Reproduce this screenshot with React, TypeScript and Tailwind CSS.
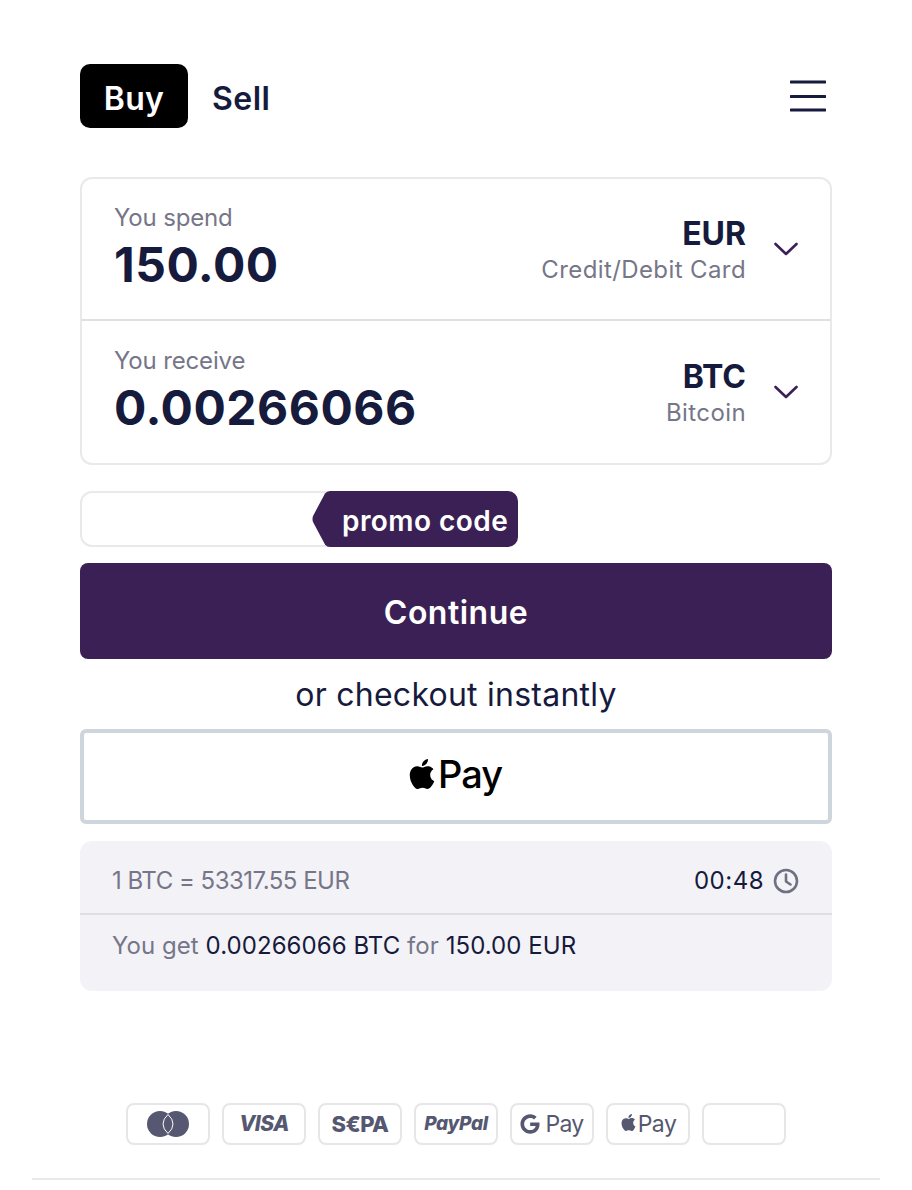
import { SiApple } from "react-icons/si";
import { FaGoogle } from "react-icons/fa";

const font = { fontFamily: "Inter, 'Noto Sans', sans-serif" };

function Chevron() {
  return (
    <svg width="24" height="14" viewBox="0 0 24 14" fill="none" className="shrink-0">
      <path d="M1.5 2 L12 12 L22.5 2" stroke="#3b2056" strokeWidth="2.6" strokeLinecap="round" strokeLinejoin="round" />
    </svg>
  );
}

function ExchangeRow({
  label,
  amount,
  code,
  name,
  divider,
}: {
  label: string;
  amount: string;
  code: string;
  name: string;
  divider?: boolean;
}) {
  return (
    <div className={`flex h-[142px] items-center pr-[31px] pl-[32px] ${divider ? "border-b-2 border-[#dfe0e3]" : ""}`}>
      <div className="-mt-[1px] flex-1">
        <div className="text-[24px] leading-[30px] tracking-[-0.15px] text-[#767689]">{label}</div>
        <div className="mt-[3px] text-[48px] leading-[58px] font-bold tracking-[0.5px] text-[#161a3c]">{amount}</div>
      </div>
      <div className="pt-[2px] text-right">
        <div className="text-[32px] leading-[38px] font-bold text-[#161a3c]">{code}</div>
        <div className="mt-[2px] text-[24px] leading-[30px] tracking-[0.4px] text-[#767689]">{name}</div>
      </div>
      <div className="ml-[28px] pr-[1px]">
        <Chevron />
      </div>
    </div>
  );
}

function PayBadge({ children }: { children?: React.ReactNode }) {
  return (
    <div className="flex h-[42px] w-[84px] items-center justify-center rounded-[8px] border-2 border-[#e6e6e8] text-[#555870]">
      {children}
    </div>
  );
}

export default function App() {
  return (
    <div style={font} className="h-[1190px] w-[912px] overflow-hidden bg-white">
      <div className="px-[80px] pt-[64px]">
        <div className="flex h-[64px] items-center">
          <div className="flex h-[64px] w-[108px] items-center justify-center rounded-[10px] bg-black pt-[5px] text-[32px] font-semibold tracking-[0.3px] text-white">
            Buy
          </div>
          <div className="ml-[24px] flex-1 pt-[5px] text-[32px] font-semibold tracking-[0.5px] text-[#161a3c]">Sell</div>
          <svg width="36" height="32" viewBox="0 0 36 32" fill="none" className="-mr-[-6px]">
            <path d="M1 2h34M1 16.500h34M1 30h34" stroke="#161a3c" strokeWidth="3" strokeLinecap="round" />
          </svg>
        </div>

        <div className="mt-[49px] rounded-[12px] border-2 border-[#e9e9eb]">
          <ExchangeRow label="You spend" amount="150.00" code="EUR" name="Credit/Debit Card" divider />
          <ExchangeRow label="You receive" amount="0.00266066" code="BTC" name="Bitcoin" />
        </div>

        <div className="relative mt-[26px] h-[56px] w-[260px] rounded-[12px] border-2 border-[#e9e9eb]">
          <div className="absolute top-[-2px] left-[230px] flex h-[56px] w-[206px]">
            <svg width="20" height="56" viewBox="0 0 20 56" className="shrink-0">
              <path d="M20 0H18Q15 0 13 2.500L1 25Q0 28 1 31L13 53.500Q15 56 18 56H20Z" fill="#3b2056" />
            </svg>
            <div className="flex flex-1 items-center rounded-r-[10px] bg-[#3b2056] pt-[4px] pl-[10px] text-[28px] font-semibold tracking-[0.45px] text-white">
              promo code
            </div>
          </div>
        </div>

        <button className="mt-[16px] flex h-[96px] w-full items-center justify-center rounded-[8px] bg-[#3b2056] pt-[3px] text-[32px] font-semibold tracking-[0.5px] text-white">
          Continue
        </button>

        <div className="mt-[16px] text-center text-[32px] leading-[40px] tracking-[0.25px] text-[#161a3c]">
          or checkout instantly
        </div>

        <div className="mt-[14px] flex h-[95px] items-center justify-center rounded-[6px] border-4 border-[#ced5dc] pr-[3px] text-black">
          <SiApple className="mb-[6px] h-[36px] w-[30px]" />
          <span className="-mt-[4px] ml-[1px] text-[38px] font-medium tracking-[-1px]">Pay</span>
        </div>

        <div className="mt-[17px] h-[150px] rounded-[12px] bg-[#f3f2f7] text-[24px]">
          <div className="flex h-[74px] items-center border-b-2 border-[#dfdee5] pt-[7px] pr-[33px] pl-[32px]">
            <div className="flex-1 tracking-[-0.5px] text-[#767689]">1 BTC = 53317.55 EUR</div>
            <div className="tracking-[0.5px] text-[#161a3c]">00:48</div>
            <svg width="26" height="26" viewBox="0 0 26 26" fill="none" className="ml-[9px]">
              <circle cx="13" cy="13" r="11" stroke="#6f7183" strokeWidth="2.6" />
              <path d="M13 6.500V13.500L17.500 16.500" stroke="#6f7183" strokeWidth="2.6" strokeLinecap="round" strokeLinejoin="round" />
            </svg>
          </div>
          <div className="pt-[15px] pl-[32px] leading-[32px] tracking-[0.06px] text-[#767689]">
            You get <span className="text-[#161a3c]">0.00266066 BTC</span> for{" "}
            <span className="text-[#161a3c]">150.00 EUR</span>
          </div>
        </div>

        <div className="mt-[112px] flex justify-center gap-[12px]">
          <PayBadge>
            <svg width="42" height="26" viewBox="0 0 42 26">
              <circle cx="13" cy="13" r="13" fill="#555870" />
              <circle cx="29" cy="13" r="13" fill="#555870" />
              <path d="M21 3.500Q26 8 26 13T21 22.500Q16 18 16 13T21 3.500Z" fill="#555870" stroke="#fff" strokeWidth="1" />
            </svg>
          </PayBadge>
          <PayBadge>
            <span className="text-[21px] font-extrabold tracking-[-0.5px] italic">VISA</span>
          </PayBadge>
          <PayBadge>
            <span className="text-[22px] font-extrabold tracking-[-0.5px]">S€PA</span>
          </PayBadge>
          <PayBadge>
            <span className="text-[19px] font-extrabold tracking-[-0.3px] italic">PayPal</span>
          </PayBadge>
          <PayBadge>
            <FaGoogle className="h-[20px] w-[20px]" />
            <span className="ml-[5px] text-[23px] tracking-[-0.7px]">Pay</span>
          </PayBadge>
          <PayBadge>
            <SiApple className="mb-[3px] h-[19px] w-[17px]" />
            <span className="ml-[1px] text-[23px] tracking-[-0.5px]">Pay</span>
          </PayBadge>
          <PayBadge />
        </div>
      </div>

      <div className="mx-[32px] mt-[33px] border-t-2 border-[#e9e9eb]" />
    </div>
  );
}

____________

Problem requirements:
Extract the full listing exactly, with the pictures left out.

Solution for this exercise:
Reproduce this screenshot with React, TypeScript and Tailwind CSS.
import { SiApple } from "react-icons/si";
import { FaGoogle } from "react-icons/fa";

const font = { fontFamily: "Inter, 'Noto Sans', sans-serif" };

function Chevron() {
  return (
    <svg width="24" height="14" viewBox="0 0 24 14" fill="none" className="shrink-0">
      <path d="M1.5 2 L12 12 L22.5 2" stroke="#3b2056" strokeWidth="2.6" strokeLinecap="round" strokeLinejoin="round" />
    </svg>
  );
}

function ExchangeRow({
  label,
  amount,
  code,
  name,
  divider,
}: {
  label: string;
  amount: string;
  code: string;
  name: string;
  divider?: boolean;
}) {
  return (
    <div className={`flex h-[142px] items-center pr-[31px] pl-[32px] ${divider ? "border-b-2 border-[#dfe0e3]" : ""}`}>
      <div className="-mt-[1px] flex-1">
        <div className="text-[24px] leading-[30px] tracking-[-0.15px] text-[#767689]">{label}</div>
        <div className="mt-[3px] text-[48px] leading-[58px] font-bold tracking-[0.5px] text-[#161a3c]">{amount}</div>
      </div>
      <div className="pt-[2px] text-right">
        <div className="text-[32px] leading-[38px] font-bold text-[#161a3c]">{code}</div>
        <div className="mt-[2px] text-[24px] leading-[30px] tracking-[0.4px] text-[#767689]">{name}</div>
      </div>
      <div className="ml-[28px] pr-[1px]">
        <Chevron />
      </div>
    </div>
  );
}

function PayBadge({ children }: { children?: React.ReactNode }) {
  return (
    <div className="flex h-[42px] w-[84px] items-center justify-center rounded-[8px] border-2 border-[#e6e6e8] text-[#555870]">
      {children}
    </div>
  );
}

export default function App() {
  return (
    <div style={font} className="h-[1190px] w-[912px] overflow-hidden bg-white">
      <div className="px-[80px] pt-[64px]">
        <div className="flex h-[64px] items-center">
          <div className="flex h-[64px] w-[108px] items-center justify-center rounded-[10px] bg-black pt-[5px] text-[32px] font-semibold tracking-[0.3px] text-white">
            Buy
          </div>
          <div className="ml-[24px] flex-1 pt-[5px] text-[32px] font-semibold tracking-[0.5px] text-[#161a3c]">Sell</div>
          <svg width="36" height="32" viewBox="0 0 36 32" fill="none" className="-mr-[-6px]">
            <path d="M1 2h34M1 16.500h34M1 30h34" stroke="#161a3c" strokeWidth="3" strokeLinecap="round" />
          </svg>
        </div>

        <div className="mt-[49px] rounded-[12px] border-2 border-[#e9e9eb]">
          <ExchangeRow label="You spend" amount="150.00" code="EUR" name="Credit/Debit Card" divider />
          <ExchangeRow label="You receive" amount="0.00266066" code="BTC" name="Bitcoin" />
        </div>

        <div className="relative mt-[26px] h-[56px] w-[260px] rounded-[12px] border-2 border-[#e9e9eb]">
          <div className="absolute top-[-2px] left-[230px] flex h-[56px] w-[206px]">
            <svg width="20" height="56" viewBox="0 0 20 56" className="shrink-0">
              <path d="M20 0H18Q15 0 13 2.500L1 25Q0 28 1 31L13 53.500Q15 56 18 56H20Z" fill="#3b2056" />
            </svg>
            <div className="flex flex-1 items-center rounded-r-[10px] bg-[#3b2056] pt-[4px] pl-[10px] text-[28px] font-semibold tracking-[0.45px] text-white">
              promo code
            </div>
          </div>
        </div>

        <button className="mt-[16px] flex h-[96px] w-full items-center justify-center rounded-[8px] bg-[#3b2056] pt-[3px] text-[32px] font-semibold tracking-[0.5px] text-white">
          Continue
        </button>

        <div className="mt-[16px] text-center text-[32px] leading-[40px] tracking-[0.25px] text-[#161a3c]">
          or checkout instantly
        </div>

        <div className="mt-[14px] flex h-[95px] items-center justify-center rounded-[6px] border-4 border-[#ced5dc] pr-[3px] text-black">
          <SiApple className="mb-[6px] h-[36px] w-[30px]" />
          <span className="-mt-[4px] ml-[1px] text-[38px] font-medium tracking-[-1px]">Pay</span>
        </div>

        <div className="mt-[17px] h-[150px] rounded-[12px] bg-[#f3f2f7] text-[24px]">
          <div className="flex h-[74px] items-center border-b-2 border-[#dfdee5] pt-[7px] pr-[33px] pl-[32px]">
            <div className="flex-1 tracking-[-0.5px] text-[#767689]">1 BTC = 53317.55 EUR</div>
            <div className="tracking-[0.5px] text-[#161a3c]">00:48</div>
            <svg width="26" height="26" viewBox="0 0 26 26" fill="none" className="ml-[9px]">
              <circle cx="13" cy="13" r="11" stroke="#6f7183" strokeWidth="2.6" />
              <path d="M13 6.500V13.500L17.500 16.500" stroke="#6f7183" strokeWidth="2.6" strokeLinecap="round" strokeLinejoin="round" />
            </svg>
          </div>
          <div className="pt-[15px] pl-[32px] leading-[32px] tracking-[0.06px] text-[#767689]">
            You get <span className="text-[#161a3c]">0.00266066 BTC</span> for{" "}
            <span className="text-[#161a3c]">150.00 EUR</span>
          </div>
        </div>

        <div className="mt-[112px] flex justify-center gap-[12px]">
          <PayBadge>
            <svg width="42" height="26" viewBox="0 0 42 26">
              <circle cx="13" cy="13" r="13" fill="#555870" />
              <circle cx="29" cy="13" r="13" fill="#555870" />
              <path d="M21 3.500Q26 8 26 13T21 22.500Q16 18 16 13T21 3.500Z" fill="#555870" stroke="#fff" strokeWidth="1" />
            </svg>
          </PayBadge>
          <PayBadge>
            <span className="text-[21px] font-extrabold tracking-[-0.5px] italic">VISA</span>
          </PayBadge>
          <PayBadge>
            <span className="text-[22px] font-extrabold tracking-[-0.5px]">S€PA</span>
          </PayBadge>
          <PayBadge>
            <span className="text-[19px] font-extrabold tracking-[-0.3px] italic">PayPal</span>
          </PayBadge>
          <PayBadge>
            <FaGoogle className="h-[20px] w-[20px]" />
            <span className="ml-[5px] text-[23px] tracking-[-0.7px]">Pay</span>
          </PayBadge>
          <PayBadge>
            <SiApple className="mb-[3px] h-[19px] w-[17px]" />
            <span className="ml-[1px] text-[23px] tracking-[-0.5px]">Pay</span>
          </PayBadge>
          <PayBadge />
        </div>
      </div>

      <div className="mx-[32px] mt-[33px] border-t-2 border-[#e9e9eb]" />
    </div>
  );
}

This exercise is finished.